_EXERCISE REQUIREMENTS_: Pictures aside, quote the whole listing exactly.

_DATASET EXCERPT_:
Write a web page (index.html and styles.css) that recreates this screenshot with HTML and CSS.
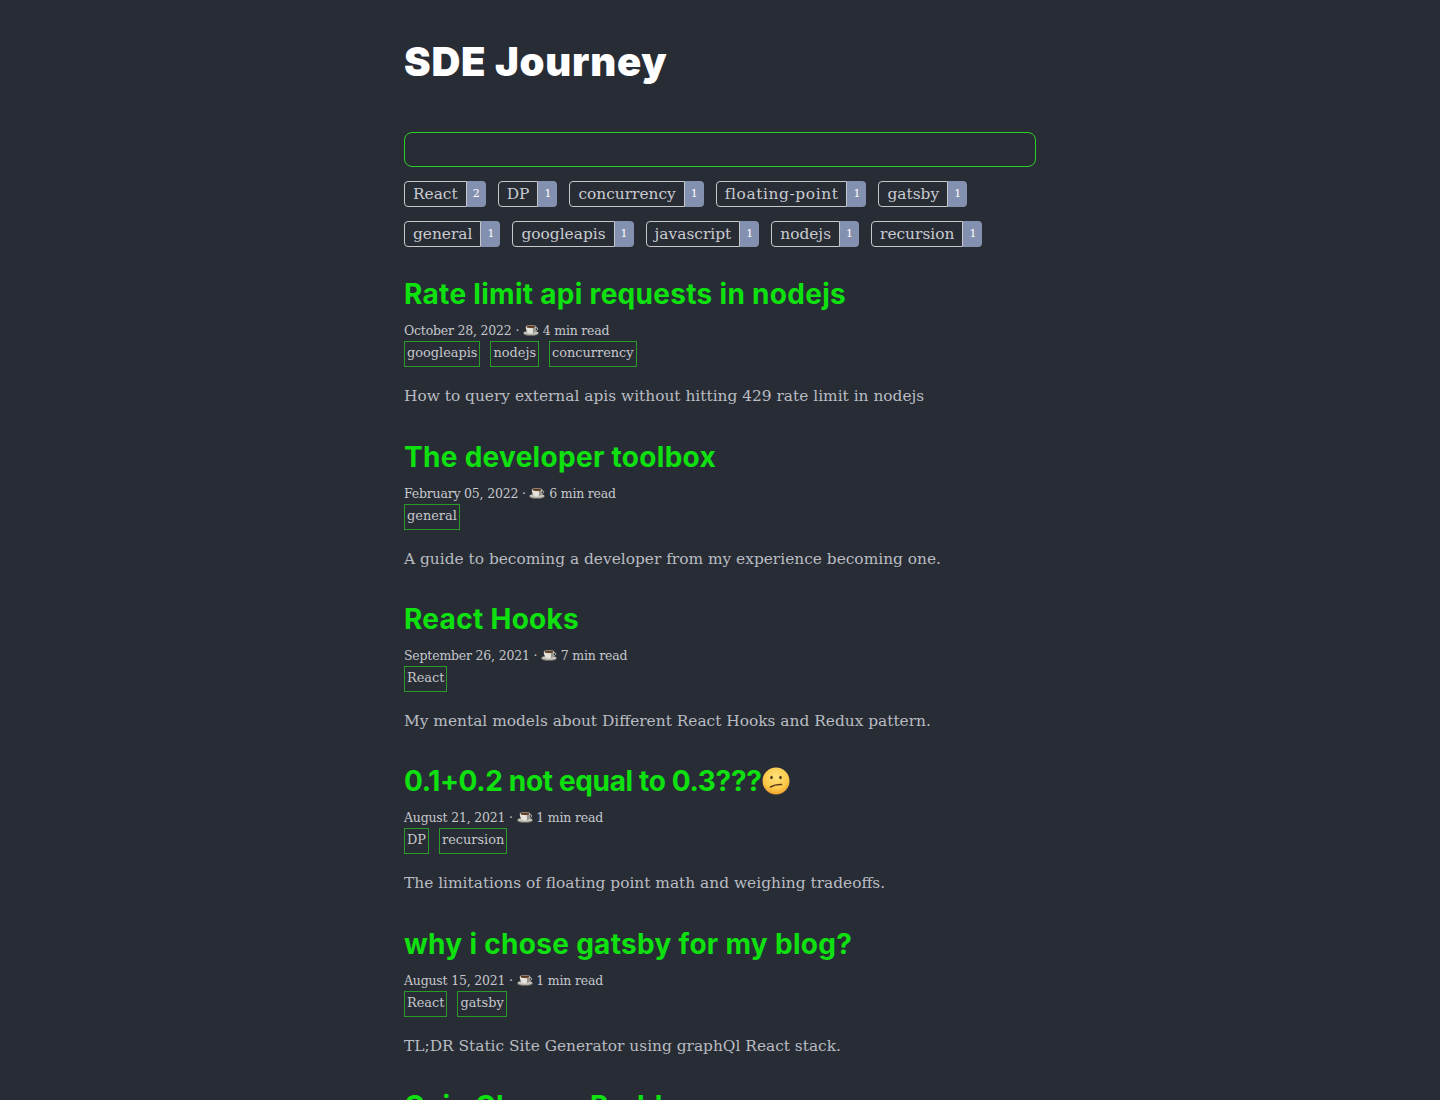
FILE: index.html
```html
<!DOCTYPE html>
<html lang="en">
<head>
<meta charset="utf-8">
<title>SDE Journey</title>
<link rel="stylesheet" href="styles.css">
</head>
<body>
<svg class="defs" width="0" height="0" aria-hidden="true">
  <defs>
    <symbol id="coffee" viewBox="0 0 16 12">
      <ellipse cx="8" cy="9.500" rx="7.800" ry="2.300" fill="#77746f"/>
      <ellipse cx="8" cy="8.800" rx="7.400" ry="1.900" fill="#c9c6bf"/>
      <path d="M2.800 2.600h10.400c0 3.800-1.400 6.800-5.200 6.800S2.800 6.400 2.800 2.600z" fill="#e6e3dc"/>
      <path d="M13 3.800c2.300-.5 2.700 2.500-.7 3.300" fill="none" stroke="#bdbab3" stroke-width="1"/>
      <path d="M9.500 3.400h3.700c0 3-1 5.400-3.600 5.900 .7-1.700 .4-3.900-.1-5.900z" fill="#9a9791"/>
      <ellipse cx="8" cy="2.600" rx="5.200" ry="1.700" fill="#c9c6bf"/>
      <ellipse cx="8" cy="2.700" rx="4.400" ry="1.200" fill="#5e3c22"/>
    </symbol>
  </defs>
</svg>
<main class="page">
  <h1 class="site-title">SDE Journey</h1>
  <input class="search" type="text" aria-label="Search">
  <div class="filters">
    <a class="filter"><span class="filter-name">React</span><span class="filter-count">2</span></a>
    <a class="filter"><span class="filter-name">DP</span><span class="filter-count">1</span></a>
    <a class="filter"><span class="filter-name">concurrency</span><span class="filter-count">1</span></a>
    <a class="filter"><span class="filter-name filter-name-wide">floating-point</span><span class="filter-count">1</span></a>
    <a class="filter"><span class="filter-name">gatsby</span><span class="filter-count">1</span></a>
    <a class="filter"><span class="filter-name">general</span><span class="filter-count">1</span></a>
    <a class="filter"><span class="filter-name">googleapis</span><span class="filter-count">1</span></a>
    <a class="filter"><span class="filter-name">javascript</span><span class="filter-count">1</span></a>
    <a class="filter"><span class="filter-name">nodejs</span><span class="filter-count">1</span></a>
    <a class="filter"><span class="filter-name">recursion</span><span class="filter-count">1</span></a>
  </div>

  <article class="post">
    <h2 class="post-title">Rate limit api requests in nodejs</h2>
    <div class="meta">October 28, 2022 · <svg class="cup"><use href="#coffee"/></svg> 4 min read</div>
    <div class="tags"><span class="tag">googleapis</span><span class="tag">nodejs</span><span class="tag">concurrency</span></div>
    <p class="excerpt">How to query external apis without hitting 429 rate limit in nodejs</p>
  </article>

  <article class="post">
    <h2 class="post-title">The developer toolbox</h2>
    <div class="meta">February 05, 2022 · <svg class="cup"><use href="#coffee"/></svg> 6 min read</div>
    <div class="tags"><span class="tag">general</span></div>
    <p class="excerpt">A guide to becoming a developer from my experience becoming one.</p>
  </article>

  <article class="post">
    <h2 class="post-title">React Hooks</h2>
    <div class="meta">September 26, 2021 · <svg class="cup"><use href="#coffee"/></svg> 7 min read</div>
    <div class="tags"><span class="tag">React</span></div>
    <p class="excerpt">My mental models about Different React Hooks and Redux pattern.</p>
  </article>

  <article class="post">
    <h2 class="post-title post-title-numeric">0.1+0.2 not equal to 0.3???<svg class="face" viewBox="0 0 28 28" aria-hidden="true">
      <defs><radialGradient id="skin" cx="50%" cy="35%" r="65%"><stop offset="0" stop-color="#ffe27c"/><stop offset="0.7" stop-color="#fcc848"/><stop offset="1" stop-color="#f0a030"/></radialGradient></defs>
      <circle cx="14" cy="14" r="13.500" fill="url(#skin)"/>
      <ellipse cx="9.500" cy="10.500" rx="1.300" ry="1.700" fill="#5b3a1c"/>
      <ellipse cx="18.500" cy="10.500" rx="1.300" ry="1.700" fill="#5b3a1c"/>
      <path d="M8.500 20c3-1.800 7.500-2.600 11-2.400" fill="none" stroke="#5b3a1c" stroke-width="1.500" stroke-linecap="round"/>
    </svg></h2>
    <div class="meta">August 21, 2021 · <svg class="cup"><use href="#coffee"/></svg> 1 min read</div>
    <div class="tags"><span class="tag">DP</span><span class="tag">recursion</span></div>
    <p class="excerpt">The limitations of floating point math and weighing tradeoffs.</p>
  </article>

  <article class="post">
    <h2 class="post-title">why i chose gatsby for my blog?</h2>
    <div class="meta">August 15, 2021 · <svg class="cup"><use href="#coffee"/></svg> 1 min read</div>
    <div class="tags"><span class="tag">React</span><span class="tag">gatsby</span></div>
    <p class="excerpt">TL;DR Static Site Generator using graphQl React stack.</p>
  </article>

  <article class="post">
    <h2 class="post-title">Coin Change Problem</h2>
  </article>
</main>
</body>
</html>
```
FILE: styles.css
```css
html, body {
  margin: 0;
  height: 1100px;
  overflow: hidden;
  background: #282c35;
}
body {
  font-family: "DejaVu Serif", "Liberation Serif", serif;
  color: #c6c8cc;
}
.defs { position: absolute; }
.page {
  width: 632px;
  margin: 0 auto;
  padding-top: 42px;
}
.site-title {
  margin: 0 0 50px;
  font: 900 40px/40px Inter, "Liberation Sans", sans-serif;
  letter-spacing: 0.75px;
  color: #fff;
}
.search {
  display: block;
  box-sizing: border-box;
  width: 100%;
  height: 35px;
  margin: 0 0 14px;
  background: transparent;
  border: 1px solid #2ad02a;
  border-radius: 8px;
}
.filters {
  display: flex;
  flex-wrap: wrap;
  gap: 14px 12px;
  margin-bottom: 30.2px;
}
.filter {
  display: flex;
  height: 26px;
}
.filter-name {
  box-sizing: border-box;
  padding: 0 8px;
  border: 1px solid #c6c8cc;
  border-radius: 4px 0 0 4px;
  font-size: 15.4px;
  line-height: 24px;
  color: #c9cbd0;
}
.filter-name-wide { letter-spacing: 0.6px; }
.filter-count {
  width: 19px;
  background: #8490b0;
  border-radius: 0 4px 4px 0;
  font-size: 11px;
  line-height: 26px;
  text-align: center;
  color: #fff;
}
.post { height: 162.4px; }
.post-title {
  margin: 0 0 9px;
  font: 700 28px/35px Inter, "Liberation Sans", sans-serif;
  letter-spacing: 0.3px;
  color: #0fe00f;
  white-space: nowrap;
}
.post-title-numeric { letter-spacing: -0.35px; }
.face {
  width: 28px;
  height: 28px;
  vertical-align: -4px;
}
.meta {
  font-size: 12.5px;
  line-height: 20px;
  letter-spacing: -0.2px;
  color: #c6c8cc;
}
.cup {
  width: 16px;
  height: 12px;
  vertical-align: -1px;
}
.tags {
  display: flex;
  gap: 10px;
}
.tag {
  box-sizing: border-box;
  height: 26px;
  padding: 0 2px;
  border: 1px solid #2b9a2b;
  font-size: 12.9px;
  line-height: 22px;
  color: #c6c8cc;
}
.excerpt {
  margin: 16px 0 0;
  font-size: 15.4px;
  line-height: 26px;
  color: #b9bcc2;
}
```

_PROBLEM SOLUTION_:
Write a web page (index.html and styles.css) that recreates this screenshot with HTML and CSS.
FILE: index.html
```html
<!DOCTYPE html>
<html lang="en">
<head>
<meta charset="utf-8">
<title>SDE Journey</title>
<link rel="stylesheet" href="styles.css">
</head>
<body>
<svg class="defs" width="0" height="0" aria-hidden="true">
  <defs>
    <symbol id="coffee" viewBox="0 0 16 12">
      <ellipse cx="8" cy="9.500" rx="7.800" ry="2.300" fill="#77746f"/>
      <ellipse cx="8" cy="8.800" rx="7.400" ry="1.900" fill="#c9c6bf"/>
      <path d="M2.800 2.600h10.400c0 3.800-1.400 6.800-5.200 6.800S2.800 6.400 2.800 2.600z" fill="#e6e3dc"/>
      <path d="M13 3.800c2.300-.5 2.700 2.500-.7 3.300" fill="none" stroke="#bdbab3" stroke-width="1"/>
      <path d="M9.500 3.400h3.700c0 3-1 5.400-3.600 5.900 .7-1.700 .4-3.900-.1-5.900z" fill="#9a9791"/>
      <ellipse cx="8" cy="2.600" rx="5.200" ry="1.700" fill="#c9c6bf"/>
      <ellipse cx="8" cy="2.700" rx="4.400" ry="1.200" fill="#5e3c22"/>
    </symbol>
  </defs>
</svg>
<main class="page">
  <h1 class="site-title">SDE Journey</h1>
  <input class="search" type="text" aria-label="Search">
  <div class="filters">
    <a class="filter"><span class="filter-name">React</span><span class="filter-count">2</span></a>
    <a class="filter"><span class="filter-name">DP</span><span class="filter-count">1</span></a>
    <a class="filter"><span class="filter-name">concurrency</span><span class="filter-count">1</span></a>
    <a class="filter"><span class="filter-name filter-name-wide">floating-point</span><span class="filter-count">1</span></a>
    <a class="filter"><span class="filter-name">gatsby</span><span class="filter-count">1</span></a>
    <a class="filter"><span class="filter-name">general</span><span class="filter-count">1</span></a>
    <a class="filter"><span class="filter-name">googleapis</span><span class="filter-count">1</span></a>
    <a class="filter"><span class="filter-name">javascript</span><span class="filter-count">1</span></a>
    <a class="filter"><span class="filter-name">nodejs</span><span class="filter-count">1</span></a>
    <a class="filter"><span class="filter-name">recursion</span><span class="filter-count">1</span></a>
  </div>

  <article class="post">
    <h2 class="post-title">Rate limit api requests in nodejs</h2>
    <div class="meta">October 28, 2022 · <svg class="cup"><use href="#coffee"/></svg> 4 min read</div>
    <div class="tags"><span class="tag">googleapis</span><span class="tag">nodejs</span><span class="tag">concurrency</span></div>
    <p class="excerpt">How to query external apis without hitting 429 rate limit in nodejs</p>
  </article>

  <article class="post">
    <h2 class="post-title">The developer toolbox</h2>
    <div class="meta">February 05, 2022 · <svg class="cup"><use href="#coffee"/></svg> 6 min read</div>
    <div class="tags"><span class="tag">general</span></div>
    <p class="excerpt">A guide to becoming a developer from my experience becoming one.</p>
  </article>

  <article class="post">
    <h2 class="post-title">React Hooks</h2>
    <div class="meta">September 26, 2021 · <svg class="cup"><use href="#coffee"/></svg> 7 min read</div>
    <div class="tags"><span class="tag">React</span></div>
    <p class="excerpt">My mental models about Different React Hooks and Redux pattern.</p>
  </article>

  <article class="post">
    <h2 class="post-title post-title-numeric">0.1+0.2 not equal to 0.3???<svg class="face" viewBox="0 0 28 28" aria-hidden="true">
      <defs><radialGradient id="skin" cx="50%" cy="35%" r="65%"><stop offset="0" stop-color="#ffe27c"/><stop offset="0.7" stop-color="#fcc848"/><stop offset="1" stop-color="#f0a030"/></radialGradient></defs>
      <circle cx="14" cy="14" r="13.500" fill="url(#skin)"/>
      <ellipse cx="9.500" cy="10.500" rx="1.300" ry="1.700" fill="#5b3a1c"/>
      <ellipse cx="18.500" cy="10.500" rx="1.300" ry="1.700" fill="#5b3a1c"/>
      <path d="M8.500 20c3-1.800 7.500-2.600 11-2.400" fill="none" stroke="#5b3a1c" stroke-width="1.500" stroke-linecap="round"/>
    </svg></h2>
    <div class="meta">August 21, 2021 · <svg class="cup"><use href="#coffee"/></svg> 1 min read</div>
    <div class="tags"><span class="tag">DP</span><span class="tag">recursion</span></div>
    <p class="excerpt">The limitations of floating point math and weighing tradeoffs.</p>
  </article>

  <article class="post">
    <h2 class="post-title">why i chose gatsby for my blog?</h2>
    <div class="meta">August 15, 2021 · <svg class="cup"><use href="#coffee"/></svg> 1 min read</div>
    <div class="tags"><span class="tag">React</span><span class="tag">gatsby</span></div>
    <p class="excerpt">TL;DR Static Site Generator using graphQl React stack.</p>
  </article>

  <article class="post">
    <h2 class="post-title">Coin Change Problem</h2>
  </article>
</main>
</body>
</html>
```
FILE: styles.css
```css
html, body {
  margin: 0;
  height: 1100px;
  overflow: hidden;
  background: #282c35;
}
body {
  font-family: "DejaVu Serif", "Liberation Serif", serif;
  color: #c6c8cc;
}
.defs { position: absolute; }
.page {
  width: 632px;
  margin: 0 auto;
  padding-top: 42px;
}
.site-title {
  margin: 0 0 50px;
  font: 900 40px/40px Inter, "Liberation Sans", sans-serif;
  letter-spacing: 0.75px;
  color: #fff;
}
.search {
  display: block;
  box-sizing: border-box;
  width: 100%;
  height: 35px;
  margin: 0 0 14px;
  background: transparent;
  border: 1px solid #2ad02a;
  border-radius: 8px;
}
.filters {
  display: flex;
  flex-wrap: wrap;
  gap: 14px 12px;
  margin-bottom: 30.2px;
}
.filter {
  display: flex;
  height: 26px;
}
.filter-name {
  box-sizing: border-box;
  padding: 0 8px;
  border: 1px solid #c6c8cc;
  border-radius: 4px 0 0 4px;
  font-size: 15.4px;
  line-height: 24px;
  color: #c9cbd0;
}
.filter-name-wide { letter-spacing: 0.6px; }
.filter-count {
  width: 19px;
  background: #8490b0;
  border-radius: 0 4px 4px 0;
  font-size: 11px;
  line-height: 26px;
  text-align: center;
  color: #fff;
}
.post { height: 162.4px; }
.post-title {
  margin: 0 0 9px;
  font: 700 28px/35px Inter, "Liberation Sans", sans-serif;
  letter-spacing: 0.3px;
  color: #0fe00f;
  white-space: nowrap;
}
.post-title-numeric { letter-spacing: -0.35px; }
.face {
  width: 28px;
  height: 28px;
  vertical-align: -4px;
}
.meta {
  font-size: 12.5px;
  line-height: 20px;
  letter-spacing: -0.2px;
  color: #c6c8cc;
}
.cup {
  width: 16px;
  height: 12px;
  vertical-align: -1px;
}
.tags {
  display: flex;
  gap: 10px;
}
.tag {
  box-sizing: border-box;
  height: 26px;
  padding: 0 2px;
  border: 1px solid #2b9a2b;
  font-size: 12.9px;
  line-height: 22px;
  color: #c6c8cc;
}
.excerpt {
  margin: 16px 0 0;
  font-size: 15.4px;
  line-height: 26px;
  color: #b9bcc2;
}
```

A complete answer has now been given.